The Shadow Chancellor joined Sophy Ridge, and the conversation quickly turned to Home Secretary Priti Patel. Yesterday the Home Office's top civil servant Sir Philip Rutnam, accusing Patel of bullying, resigned and announced his intention to sue the government for unfair dismissal. McDonnell suggested an investigation into Patel's conduct, but made clear what he thought the result would be:

JM: [It's] interesting this morning what I hear from No. 10 – that the Prime Minister only has confidence in his cabinet, not specifically Priti Patel. It looks as though she's on the way out.

We need more direction from PM

McDonnell also called for greater leadership from the Prime Minister over the response to halting the spread of coronavirus, especially in chairing emergency meetings in the Cabinet Office Briefing Room (COBRA):

JM: There needs to be, I think, more direction from the Prime Minister in particular. I was worried about the delay, for example, in setting up the COBRA meetings. There needs to be political leadership of this, more direct.

Matt Hancock - PM has been 'all over this'

Ridge went on to interview the Health Secretary and put McDonnell's argument about leadership directly to him. Hancock defended the Prime Minister's approach so far:

MH: The Prime Minister has been all over this. I have daily calls with him, often more than once a day... I've been chairing... those COBRA meetings across government... The Prime Minister is fully on top of this.

Vaccine 'still many months off'

Hancock told Ridge that the government was investing in attempts to find a vaccine for coronavirus, but that any immediate breakthroughs were currently considered very unlikely:

MH: We've put £40m into trying to find a vaccine, and... improve the treatments for people who do have the disease... The experts say that a vaccine, even accelerated as fast as possible, is still many months off. But [on] the potential for treatments... they are more optimistic.

Distancing measures 'may be necessary'

Hancock also discussed some of the precautionary steps the government may take to tackle the rate of infection with Andrew Marr. Hancock stressed that 'public distancing measures', such as closing schools, suspending mass gatherings and discouraging the use of public transport, were only being considered as part of a worst-case scenario:

MH: The top priority is to keep the public safe, but we also want to minimise the economic and social consequences of this... We will only look at things that epidemiologically, scientifically make sense.

Amélie de Montchalin - Trade deal talks could collapse over fishing

Marr also spoke to France's minister for European affairs about the upcoming discussions on the future relationship between the UK and the EU after Brexit. He asked Amélie de Montchalin how crucial the issue of fishing rights would be over the coming months:

AdM: We've linked four subjects. We linked free trade agreement, conditions of competition, governance of the whole deal, and fishing, because we feel that we cannot agree on any of these subjects if we cannot agree on the whole of the four points.

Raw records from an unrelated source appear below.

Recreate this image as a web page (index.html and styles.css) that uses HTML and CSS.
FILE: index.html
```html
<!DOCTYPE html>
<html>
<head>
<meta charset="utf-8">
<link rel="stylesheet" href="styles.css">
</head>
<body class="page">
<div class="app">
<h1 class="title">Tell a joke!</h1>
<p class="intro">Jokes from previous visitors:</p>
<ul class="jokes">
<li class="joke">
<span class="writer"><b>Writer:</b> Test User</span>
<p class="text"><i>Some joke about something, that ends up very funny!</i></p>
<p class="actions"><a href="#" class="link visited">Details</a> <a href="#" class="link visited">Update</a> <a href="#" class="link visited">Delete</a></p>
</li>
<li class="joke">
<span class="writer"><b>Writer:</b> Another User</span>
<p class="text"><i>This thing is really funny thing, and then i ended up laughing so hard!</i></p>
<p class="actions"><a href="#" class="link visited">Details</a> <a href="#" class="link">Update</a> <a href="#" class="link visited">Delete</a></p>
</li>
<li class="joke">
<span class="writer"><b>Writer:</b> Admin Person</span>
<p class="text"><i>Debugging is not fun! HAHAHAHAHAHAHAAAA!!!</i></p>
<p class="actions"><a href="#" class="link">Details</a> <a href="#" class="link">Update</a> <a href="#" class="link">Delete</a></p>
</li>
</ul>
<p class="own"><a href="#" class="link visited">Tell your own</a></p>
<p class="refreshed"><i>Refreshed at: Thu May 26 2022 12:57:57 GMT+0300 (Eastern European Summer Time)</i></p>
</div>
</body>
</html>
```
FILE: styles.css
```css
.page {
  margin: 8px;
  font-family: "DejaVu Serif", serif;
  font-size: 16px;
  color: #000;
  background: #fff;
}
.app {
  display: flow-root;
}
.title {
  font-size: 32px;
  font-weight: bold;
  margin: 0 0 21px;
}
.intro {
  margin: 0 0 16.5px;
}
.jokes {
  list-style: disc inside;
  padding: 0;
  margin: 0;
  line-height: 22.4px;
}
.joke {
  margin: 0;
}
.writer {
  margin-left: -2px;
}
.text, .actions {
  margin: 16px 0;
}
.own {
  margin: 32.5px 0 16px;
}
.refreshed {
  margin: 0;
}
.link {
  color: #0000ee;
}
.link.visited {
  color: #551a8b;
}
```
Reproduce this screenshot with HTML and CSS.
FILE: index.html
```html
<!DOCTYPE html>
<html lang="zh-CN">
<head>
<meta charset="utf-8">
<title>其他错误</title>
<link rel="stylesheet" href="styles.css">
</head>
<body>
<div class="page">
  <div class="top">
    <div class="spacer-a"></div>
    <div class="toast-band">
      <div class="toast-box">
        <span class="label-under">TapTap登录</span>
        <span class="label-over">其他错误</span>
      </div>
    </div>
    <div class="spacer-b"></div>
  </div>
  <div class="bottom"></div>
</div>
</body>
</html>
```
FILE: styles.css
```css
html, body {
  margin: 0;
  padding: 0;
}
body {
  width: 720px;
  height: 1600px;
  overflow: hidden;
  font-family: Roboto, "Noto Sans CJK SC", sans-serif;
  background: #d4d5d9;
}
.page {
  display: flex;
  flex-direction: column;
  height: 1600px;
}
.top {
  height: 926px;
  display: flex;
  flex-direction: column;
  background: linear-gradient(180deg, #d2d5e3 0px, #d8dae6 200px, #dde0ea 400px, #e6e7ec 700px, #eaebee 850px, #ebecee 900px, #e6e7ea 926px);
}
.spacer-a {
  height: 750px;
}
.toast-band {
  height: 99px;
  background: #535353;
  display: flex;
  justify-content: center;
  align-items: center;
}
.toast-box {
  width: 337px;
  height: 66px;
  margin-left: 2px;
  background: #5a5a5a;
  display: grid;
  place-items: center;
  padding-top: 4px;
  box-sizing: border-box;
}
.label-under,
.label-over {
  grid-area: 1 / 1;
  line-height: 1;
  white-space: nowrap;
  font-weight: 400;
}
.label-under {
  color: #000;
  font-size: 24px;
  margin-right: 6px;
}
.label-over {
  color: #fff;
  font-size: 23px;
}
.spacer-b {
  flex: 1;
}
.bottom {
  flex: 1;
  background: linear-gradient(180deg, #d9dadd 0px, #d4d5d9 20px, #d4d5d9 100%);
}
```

AM: So the whole thing could fall on this?

AdM: Yes.

Richard Burgon - Tony Blair can 'come and learn' from Tony Benn

And finally, Labour's proud 'continuity Corbyn' candidate in the party's deputy leadership race, told Marr that everyone would be free to study at his envisioned 'Tony Benn School of Political Education':

AM: Would [Tony Blair] be welcome to come and talk at the college?

RB: He'd be welcome to come and learn at the college if he liked...

AM: To lecture?

RB: ...The students could interview him if they so wished.